In 2002, rebels tried unsuccessfully to topple President Laurent Gbagbo. After a short war, they held onto the north of the country, where members of the mainly Muslim population had long complained of marginalization by the mostly Christian south, where political power has long been centered.

The war exacerbated ethnic tensions, which trigger periodic cycles of tit-for-tat killings between locals seeking to reclaim what they regard as ancestral lands and "outsiders" - be they from neighboring countries or other parts of Ivory Coast.

Zoungrana has been to visit his farm in Zeaglo village, with help from the International Organization for Migration (IOM) which runs the camp, but says for now all he can do is wait.

"We would like to get back before the harvest, but there's no way," he said.

In the West African country's lush forest belt, cocoa trees tend to produce pods throughout the year, but the main crop is concentrated between October and March.

Harvests since the war have averaged around 1.3 million tonnes a year and the western area produces about 200,000 tonnes a year.

Zoungrana said local people were harvesting his cocoa, but did not have the skill nor the will to manage the farm.

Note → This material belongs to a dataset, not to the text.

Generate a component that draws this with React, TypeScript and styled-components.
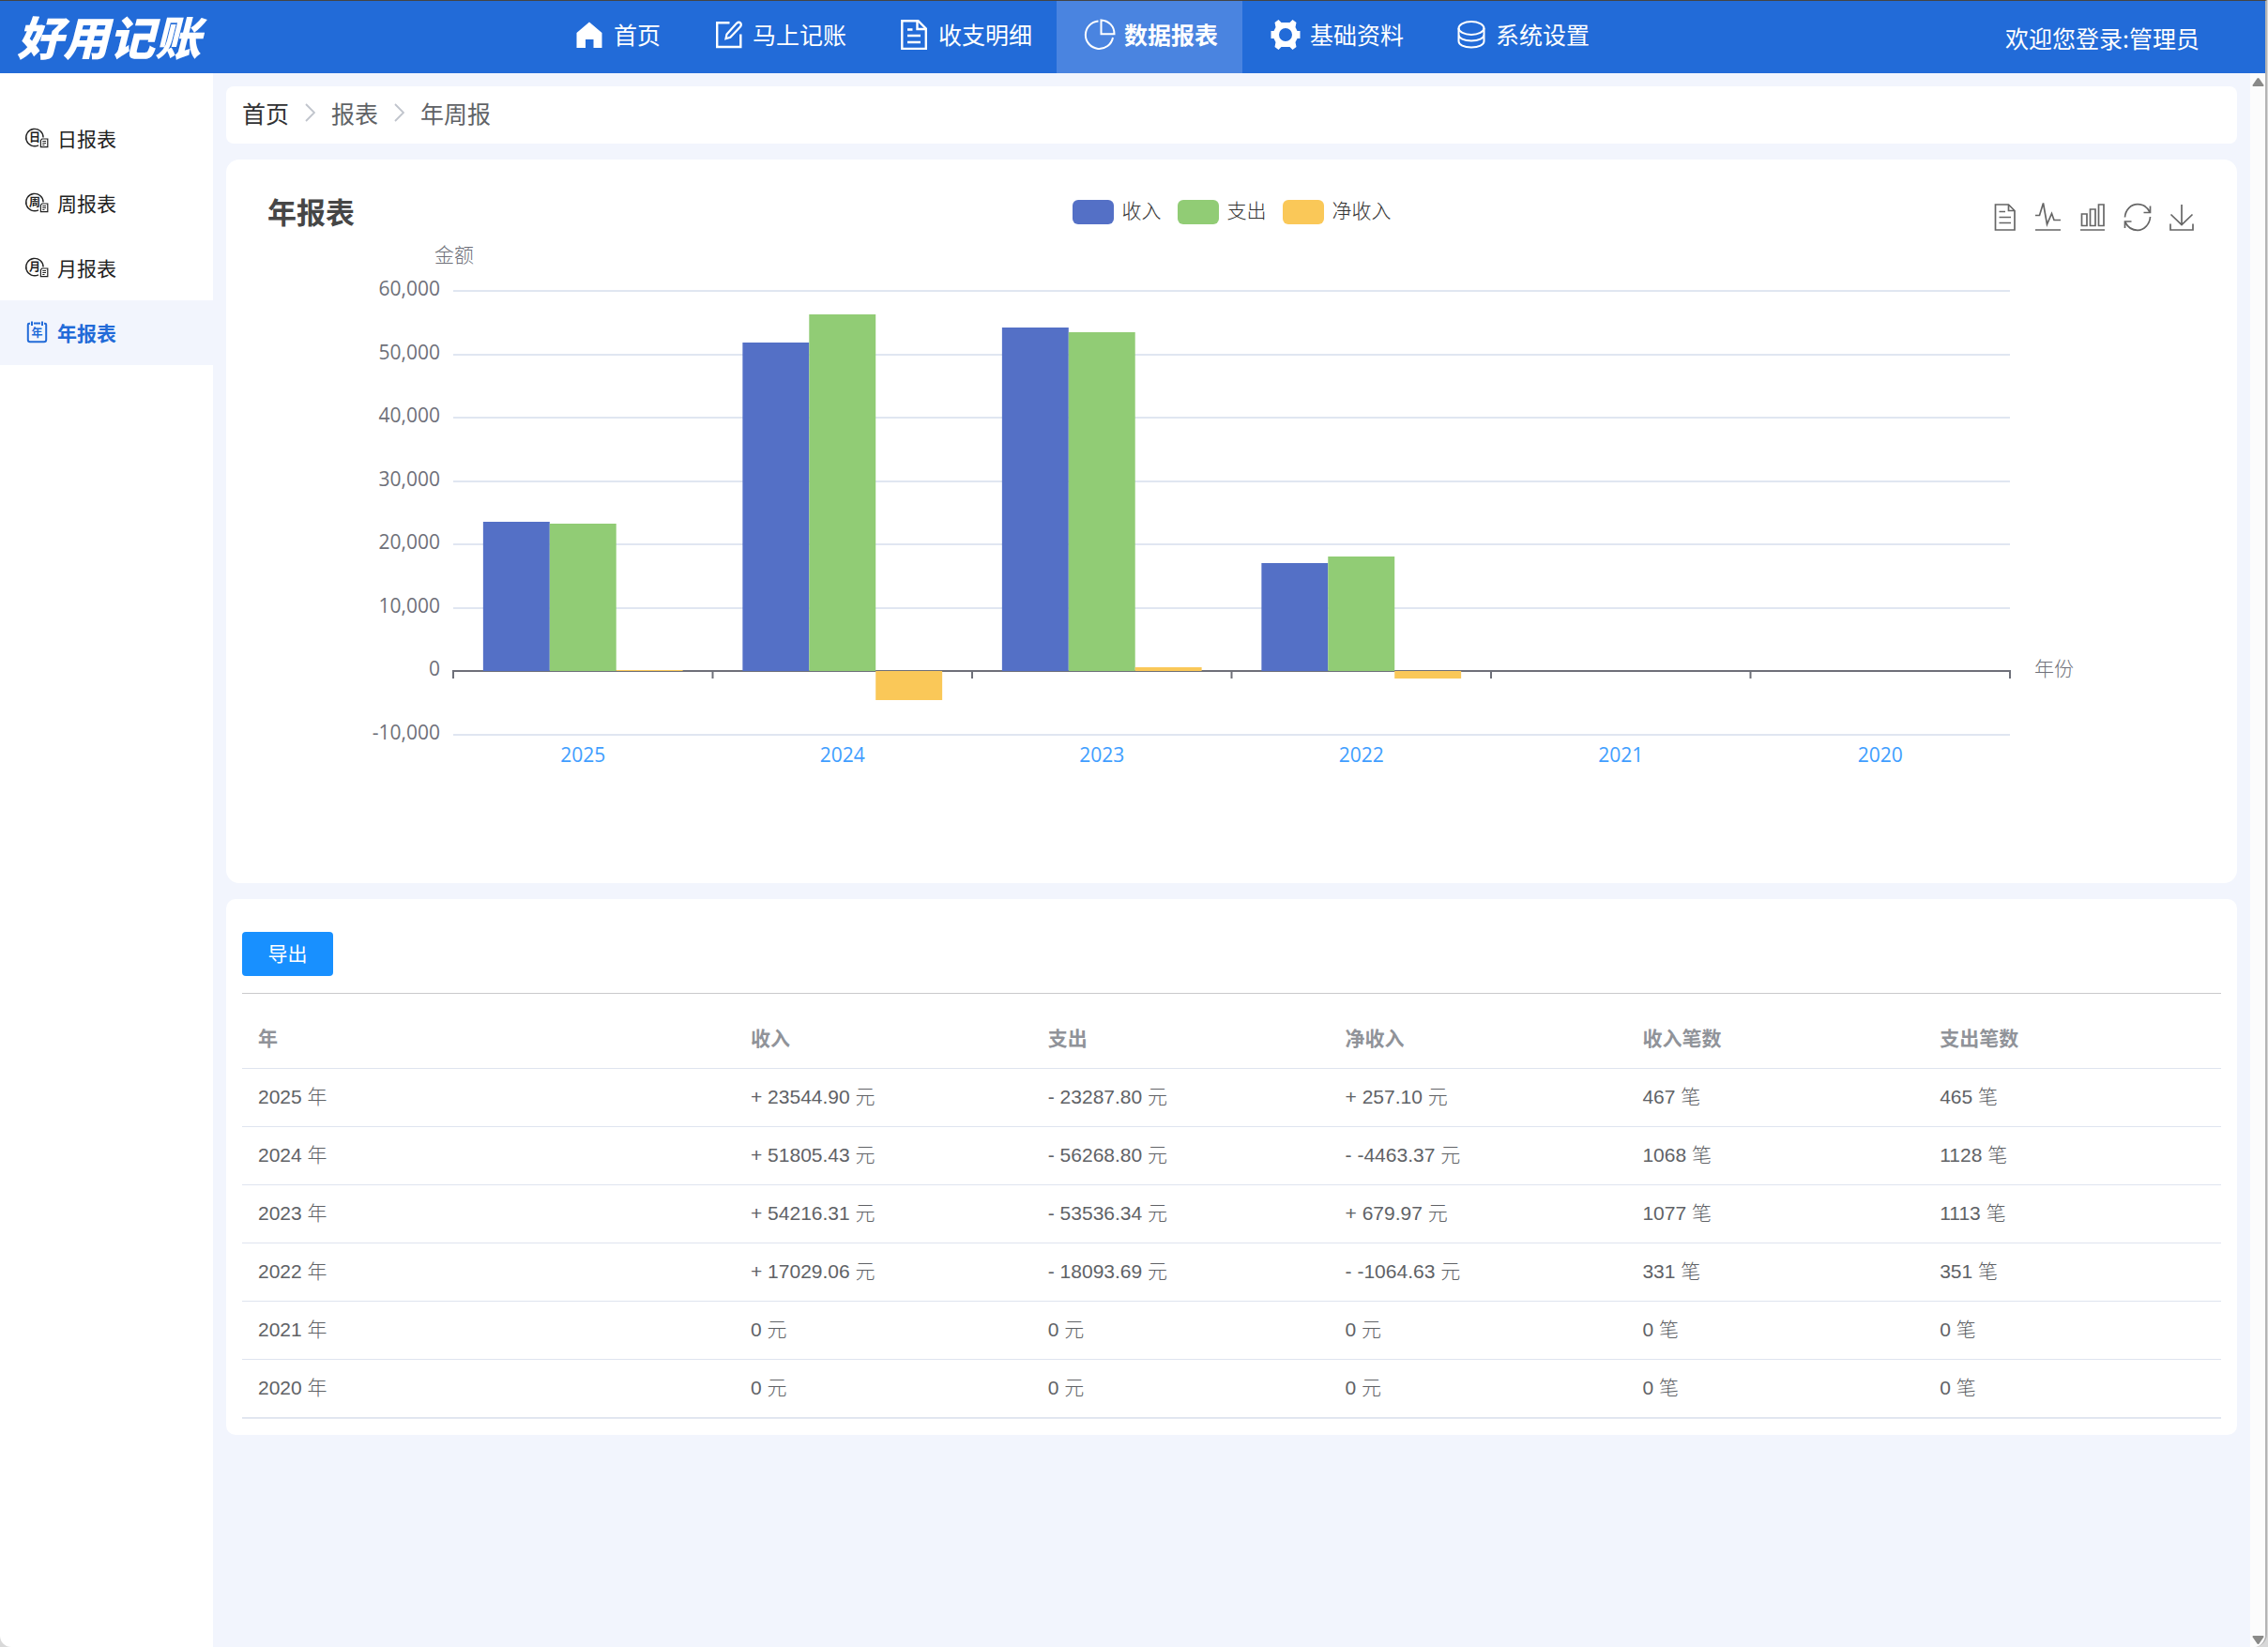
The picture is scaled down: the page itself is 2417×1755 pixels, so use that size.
import React from "react";
import styled, { createGlobalStyle, css } from "styled-components";

const cjk = `"Noto Sans CJK SC", sans-serif`;

const GlobalStyle = createGlobalStyle`
  * { box-sizing: border-box; }
  body {
    margin: 0;
    background: #d8d8d8;
    font-family: ${cjk};
    color: #303133;
  }
  button { font-family: inherit; }
`;

const Window = styled.div`
  display: flex;
  flex-direction: column;
  min-height: 100vh;
  margin-right: 1px;
  border-top: 1px solid #444;
  border-right: 2px solid #b4b4b4;
  border-radius: 0 0 14px 12px;
  background: #fff;
  overflow: hidden;
`;

/* ---------- header ---------- */

const Header = styled.header`
  display: grid;
  grid-template-columns: 582px auto 1fr;
  height: 77px;
  background: #226bd8;
  color: #fff;
`;

const Logo = styled.h1`
  margin: 0;
  padding-left: 18px;
  font-size: 49px;
  line-height: 74px;
  font-weight: 900;
  font-style: italic;
  white-space: nowrap;
`;

const Nav = styled.nav`
  display: flex;
`;

const NavLink = styled.a<{ $active?: boolean }>`
  display: flex;
  align-items: center;
  gap: 9px;
  padding: 0 26px 7px 29px;
  font-size: 25px;
  line-height: 36px;
  font-weight: ${(p) => (p.$active ? 700 : 400)};
  color: inherit;
  text-decoration: none;
  white-space: nowrap;
  background: ${(p) => (p.$active ? "#4a84e0" : "transparent")};
`;

const Welcome = styled.span`
  justify-self: end;
  align-self: center;
  padding-right: 70px;
  font-size: 25px;
  line-height: 36px;
`;

/* ---------- frame ---------- */

const Body = styled.div`
  flex: 1;
  display: flex;
`;

const Sidebar = styled.aside`
  flex: none;
  width: 227px;
  padding-top: 35px;
`;

const SideLink = styled.a<{ $active?: boolean }>`
  display: flex;
  align-items: center;
  gap: 9px;
  height: 69px;
  padding: 0 0 1px 26px;
  font-size: 21px;
  color: #222;
  text-decoration: none;
  ${(p) =>
    p.$active &&
    css`
      background: #f2f5fd;
      color: #226bd8;
      font-weight: 700;
    `}
`;

const Main = styled.main`
  flex: 1;
  min-width: 0;
  display: flex;
  flex-direction: column;
  gap: 17px;
  padding: 14px;
  background: #f2f5fd;
`;

const ScrollTrack = styled.div`
  flex: none;
  display: flex;
  flex-direction: column;
  justify-content: space-between;
  align-items: flex-end;
  width: 16px;
  padding: 5px 1px 3px;
  background: #fcfcfc;
`;

/* ---------- breadcrumb ---------- */

const Breadcrumb = styled.nav`
  display: flex;
  align-items: center;
  gap: 17px;
  height: 61px;
  padding: 0 17px 5px;
  border-radius: 8px;
  background: #fff;
  font-size: 25px;
  line-height: 36px;
  color: #606266;
`;

const CrumbLink = styled.a`
  color: #303133;
  text-decoration: none;
`;

/* ---------- chart card ---------- */

const ChartCard = styled.section`
  padding: 37px 0 0;
  border-radius: 14px;
  background: #fff;
`;

const ChartHeader = styled.div`
  display: grid;
  grid-template-columns: 1fr auto 1fr;
  align-items: center;
  height: 40px;
  padding: 0 44px;
`;

const ChartTitle = styled.h2`
  align-self: start;
  margin: 0;
  font-size: 31px;
  line-height: 36px;
  font-weight: 700;
  color: #464646;
`;

const Legend = styled.ul`
  display: flex;
  gap: 17px;
  margin: 0;
  padding: 0 0 2px;
  list-style: none;
`;

const LegendItem = styled.li`
  display: flex;
  gap: 9px;
  font-size: 21px;
  line-height: 20px;
  font-weight: 300;
  color: #333;
`;

const Swatch = styled.i<{ $color: string }>`
  width: 44px;
  height: 26px;
  border-radius: 6px;
  background: ${(p) => p.$color};
`;

const Toolbox = styled.div`
  justify-self: end;
  align-self: end;
  display: flex;
  gap: 17px;
`;

const ToolButton = styled.button`
  display: block;
  width: 30px;
  height: 32px;
  padding: 0;
  border: 0;
  background: none;
  color: #666;

  svg {
    display: block;
  }
`;

const PlotArea = styled.div`
  padding: 0 242px;
`;

const PlotSvg = styled.svg`
  display: block;
  width: 100%;
  height: 694px;
  overflow: visible;
  font-family: "Open Sans", ${cjk};
  font-size: 21px;
`;

/* ---------- table card ---------- */

const TableCard = styled.section`
  padding: 35px 17px 17px;
  border-radius: 10px;
  background: #fff;
`;

const TableTools = styled.div`
  padding-bottom: 18px;
  border-bottom: 1px solid #c9cacc;
`;

const ExportButton = styled.button`
  display: block;
  width: 97px;
  height: 47px;
  padding: 0 0 2px;
  border: 0;
  border-radius: 4px;
  background: #1890ff;
  color: #fff;
  font-size: 21px;
  line-height: 45px;
`;

const Table = styled.table`
  width: 100%;
  margin-top: 17px;
  border-collapse: separate;
  border-spacing: 0;
  border-bottom: 1px solid #e4e8f2;
  table-layout: fixed;
  font-family: "Liberation Sans", ${cjk};
  font-size: 21px;
  line-height: 30px;
  text-align: left;

  th,
  td {
    height: 62px;
    padding: 0 17px 1px;
    border-bottom: 1px solid #dfe4ef;
  }

  th {
    height: 63px;
    font-weight: 700;
    color: #909399;
  }

  th:first-child {
    width: 525px;
  }

  td {
    font-weight: 300;
    color: #606266;
  }
`;

/* ---------- icons ---------- */

const NavIcon = ({ children }: { children: React.ReactNode }) => (
  <svg width="34" height="34" viewBox="0 0 34 34" fill="none" stroke="currentColor" strokeWidth="2.4">
    {children}
  </svg>
);

const HomeIcon = () => (
  <NavIcon>
    <path d="M17 4.500 30.500 16V32H21.500V23H13V32H3.500V16Z" fill="currentColor" stroke="none" />
  </NavIcon>
);

const EditIcon = () => (
  <NavIcon>
    <path d="M18.500 5.300H5.200V31H30.300V17.500" />
    <path d="M14.500 22.200 15.500 17.600 26 5.800Q28.500 3.800 30.300 5.600 31.500 7.500 29.900 9.600L19.300 20.800Z" strokeWidth="2.200" />
  </NavIcon>
);

const DocIcon = () => (
  <NavIcon>
    <path d="M4.300 3.200H21.500L29.800 11.500V33H4.300Z" />
    <path d="M20.500 4V12H29M10 12.500H15.500M10 19H24M10 26H24" />
  </NavIcon>
);

const PieIcon = () => (
  <NavIcon>
    <path d="M15.500 3.600A14.700 14.700 0 1 0 31 21" strokeWidth="2" />
    <path d="M18.500 2.400A14.500 14.500 0 0 1 32.500 17.200H18.500Z" strokeWidth="2" />
  </NavIcon>
);

const GearIcon = () => (
  <NavIcon>
    <path
      fillRule="evenodd"
      stroke="none"
      fill="currentColor"
      d="M9.500 2 12.500 5H21.500L24.500 2 28.500 5 27.500 10 29.500 14H32.500V22H29.500L27.500 26 28.500 31 24.500 34 21.500 31H12.500L9.500 34 5.500 31 6.500 26 4.500 22H1.500V14H4.500L6.500 10 5.500 5ZM17 11A7 7 0 1 0 17 25 7 7 0 1 0 17 11Z"
    />
  </NavIcon>
);

const DatabaseIcon = () => (
  <NavIcon>
    <ellipse cx="17" cy="11" rx="13.500" ry="7" strokeWidth="2" />
    <path d="M3.500 11V18C3.500 21.500 9 24.500 17 24.500S30.500 21.500 30.500 18V11M3.500 18V25C3.500 28.500 9 31.500 17 31.500S30.500 28.500 30.500 25V18" strokeWidth="2" />
  </NavIcon>
);

const IconChar = styled.text`
  font-size: 12px;
  font-weight: 700;
  text-anchor: middle;
  fill: currentColor;
  stroke: none;
`;

const PeriodIcon = ({ char }: { char: string }) => (
  <svg width="26" height="26" viewBox="0 0 26 26" fill="none" stroke="currentColor" strokeWidth="1.400">
    <path d="M20.100 12.500A9.200 9.200 0 1 0 15 20.800" />
    <path d="M18.800 14H24.800V22.700H17.400V15.400Z" strokeWidth="1.200" />
    <path d="M19.300 16.500H23M19.300 18.500H23M19.300 20.500H21.500" strokeWidth="1" />
    <IconChar x="11" y="17">{char}</IconChar>
  </svg>
);

const YearIcon = () => (
  <svg width="26" height="26" viewBox="0 0 26 26" fill="none" stroke="currentColor" strokeWidth="2">
    <path d="M6 3.800H5Q3.800 3.800 3.800 5V21Q3.800 23.200 6 23.200H21Q23.200 23.200 23.200 21V5Q23.200 3.800 22 3.800H21" />
    <path d="M8 1.500V6M19 1.500V6M10 3.500H17" />
    <IconChar x="13.500" y="18">年</IconChar>
  </svg>
);

const ToolIcon = ({ d }: { d: string }) => (
  <svg width="30" height="32" viewBox="0 0 30 32" fill="none" stroke="currentColor" strokeWidth="1.700">
    <path d={d} />
  </svg>
);

const ScrollArrow = ({ down }: { down?: boolean }) => (
  <svg width="13" height="9" viewBox="0 0 13 9" fill="#8a8a88">
    <path d={down ? "M1 0H12Q13 1 12 2L7.500 8.500Q6.500 9.500 5.500 8.500L1 2Q0 1 1 0Z" : "M1 9H12Q13 8 12 7L7.500 .5Q6.500 -.5 5.500 .5L1 7Q0 8 1 9Z"} />
  </svg>
);

/* ---------- data ---------- */

const navItems = [
  { label: "首页", icon: <HomeIcon /> },
  { label: "马上记账", icon: <EditIcon /> },
  { label: "收支明细", icon: <DocIcon /> },
  { label: "数据报表", icon: <PieIcon />, active: true },
  { label: "基础资料", icon: <GearIcon /> },
  { label: "系统设置", icon: <DatabaseIcon /> },
];

const sideItems = [
  { label: "日报表", icon: <PeriodIcon char="日" /> },
  { label: "周报表", icon: <PeriodIcon char="周" /> },
  { label: "月报表", icon: <PeriodIcon char="月" /> },
  { label: "年报表", icon: <YearIcon />, active: true },
];

const tools = [
  { label: "数据视图", d: "M4.500 3H18.500L25 9.500V30H4.500ZM18.500 3V9.500H25M8.500 10.500H15M8.500 16.500H21M8.500 22.500H21" },
  { label: "切换为折线图", d: "M0 14.500H4.500L8.500 1.500 12.500 24 17.500 12.500 20 19.500H27M0 30H27" },
  { label: "切换为柱状图", d: "M2.500 13H8V25.500H2.500ZM11.500 8H17V25.500H11.500ZM20.500 3H26V25.500H20.500ZM1 30H27" },
  { label: "还原", d: "M1.500 16.500C2 8.500 8 2.700 15 2.700 21 2.700 25.500 6 28 11M28.500 4.500V11.500H21.500M28.500 16C28 24 22 30.300 15 30.300 9 30.300 4.500 27 2 22M1.500 28V21H8.500" },
  { label: "保存为图片", d: "M15 3V24.500M3.500 13.500 15 24.500 26.500 13.500M3 23.500V30H27V23.500" },
];

const series = [
  { name: "收入", color: "#5470c6" },
  { name: "支出", color: "#91cc75" },
  { name: "净收入", color: "#fac858" },
];

type Year = { year: number; income: number; expense: number; net: number; incomeCount: number; expenseCount: number };

const years: Year[] = [
  { year: 2025, income: 23544.9, expense: 23287.8, net: 257.1, incomeCount: 467, expenseCount: 465 },
  { year: 2024, income: 51805.43, expense: 56268.8, net: -4463.37, incomeCount: 1068, expenseCount: 1128 },
  { year: 2023, income: 54216.31, expense: 53536.34, net: 679.97, incomeCount: 1077, expenseCount: 1113 },
  { year: 2022, income: 17029.06, expense: 18093.69, net: -1064.63, incomeCount: 331, expenseCount: 351 },
  { year: 2021, income: 0, expense: 0, net: 0, incomeCount: 0, expenseCount: 0 },
  { year: 2020, income: 0, expense: 0, net: 0, incomeCount: 0, expenseCount: 0 },
];

const money = (value: number, sign: string) => (value === 0 ? "0 元" : `${sign} ${value.toFixed(2)} 元`);

/* ---------- chart ---------- */

const TOP = 63;
const BOTTOM = 536;
const MAX = 60000;
const MIN = -10000;
const yOf = (value: number) => Math.round(TOP + ((MAX - value) / (MAX - MIN)) * (BOTTOM - TOP));
const zero = yOf(0);
const ticks = [60000, 50000, 40000, 30000, 20000, 10000, 0, -10000];
const slot = 100 / years.length;
const barWidth = slot * 0.2565;
const barInset = (slot - barWidth * 3) / 2;

const BarChart = () => (
  <PlotSvg role="img" aria-label="年报表">
    {ticks.map((t) => (
      <React.Fragment key={t}>
        <text x="-14" y={yOf(t) + 5} textAnchor="end" fill="#6e7079">
          {t.toLocaleString("en-US")}
        </text>
        {t !== 0 && <rect x="0" y={yOf(t) - 1} width="100%" height="2" fill="#e0e6f1" />}
      </React.Fragment>
    ))}
    <rect x="-1" y={zero - 1} width="100%" height="2" fill="#6e7079" />
    {[...years.keys(), years.length].map((i) => (
      <line key={i} x1={`${i * slot}%`} x2={`${i * slot}%`} y1={zero - 1} y2={zero + 8} stroke="#6e7079" strokeWidth="2" />
    ))}
    {years.map((row, i) =>
      [row.income, row.expense, row.net].map((value, s) => (
        <rect
          key={`${row.year}-${s}`}
          x={`${i * slot + barInset + s * barWidth}%`}
          y={Math.min(yOf(value), zero)}
          width={`${barWidth}%`}
          height={Math.abs(yOf(value) - zero)}
          fill={series[s].color}
        />
      ))
    )}
    {years.map((row, i) => (
      <text key={row.year} x={`${(i + 0.5) * slot}%`} y={BOTTOM + 29} textAnchor="middle" fill="#409eff">
        {row.year}
      </text>
    ))}
    <text x="1" y="32" textAnchor="middle" fill="#6e7079" fontWeight="300">金额</text>
    <text x="100%" dx="26" y={zero + 5} fill="#6e7079" fontWeight="300">年份</text>
  </PlotSvg>
);

const Chevron = () => (
  <svg width="11" height="20" viewBox="0 0 11 20" fill="none" stroke="#c0c4cc" strokeWidth="1.800">
    <path d="M1 1 10 10 1 19" />
  </svg>
);

export default function App() {
  return (
    <>
      <GlobalStyle />
      <Window>
        <Header>
          <Logo>好用记账</Logo>
          <Nav>
            {navItems.map((item) => (
              <NavLink key={item.label} href="#" $active={item.active}>
                {item.icon}
                {item.label}
              </NavLink>
            ))}
          </Nav>
          <Welcome>欢迎您登录:管理员</Welcome>
        </Header>
        <Body>
          <Sidebar>
            {sideItems.map((item) => (
              <SideLink key={item.label} href="#" $active={item.active}>
                {item.icon}
                {item.label}
              </SideLink>
            ))}
          </Sidebar>
          <Main>
            <Breadcrumb>
              <CrumbLink href="#">首页</CrumbLink>
              <Chevron />
              <span>报表</span>
              <Chevron />
              <span>年周报</span>
            </Breadcrumb>
            <ChartCard>
              <ChartHeader>
                <ChartTitle>年报表</ChartTitle>
                <Legend>
                  {series.map((s) => (
                    <LegendItem key={s.name}>
                      <Swatch $color={s.color} />
                      {s.name}
                    </LegendItem>
                  ))}
                </Legend>
                <Toolbox>
                  {tools.map((tool) => (
                    <ToolButton key={tool.label} type="button" aria-label={tool.label}>
                      <ToolIcon d={tool.d} />
                    </ToolButton>
                  ))}
                </Toolbox>
              </ChartHeader>
              <PlotArea>
                <BarChart />
              </PlotArea>
            </ChartCard>
            <TableCard>
              <TableTools>
                <ExportButton type="button">导出</ExportButton>
              </TableTools>
              <Table>
                <thead>
                  <tr>
                    {["年", "收入", "支出", "净收入", "收入笔数", "支出笔数"].map((h) => (
                      <th key={h} scope="col">{h}</th>
                    ))}
                  </tr>
                </thead>
                <tbody>
                  {years.map((row) => (
                    <tr key={row.year}>
                      <td>{row.year} 年</td>
                      <td>{money(row.income, "+")}</td>
                      <td>{money(row.expense, "-")}</td>
                      <td>{money(row.net, row.net < 0 ? "-" : "+")}</td>
                      <td>{row.incomeCount} 笔</td>
                      <td>{row.expenseCount} 笔</td>
                    </tr>
                  ))}
                </tbody>
              </Table>
            </TableCard>
          </Main>
          <ScrollTrack>
            <ScrollArrow />
            <ScrollArrow down />
          </ScrollTrack>
        </Body>
      </Window>
    </>
  );
}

He invoked the oft-cited stereotype of western Ivorians used to easily gathering food from the fertile, rain-drenched land, unlike northern tribes used to toiling over arid soil.

"They just take the cocoa without looking after the field. Since we left they haven't even taken a machete to tidy it up."

Left untended, cocoa groves are rapidly overgrown with weeds which choke the trees and reduce their ability to bear fruit.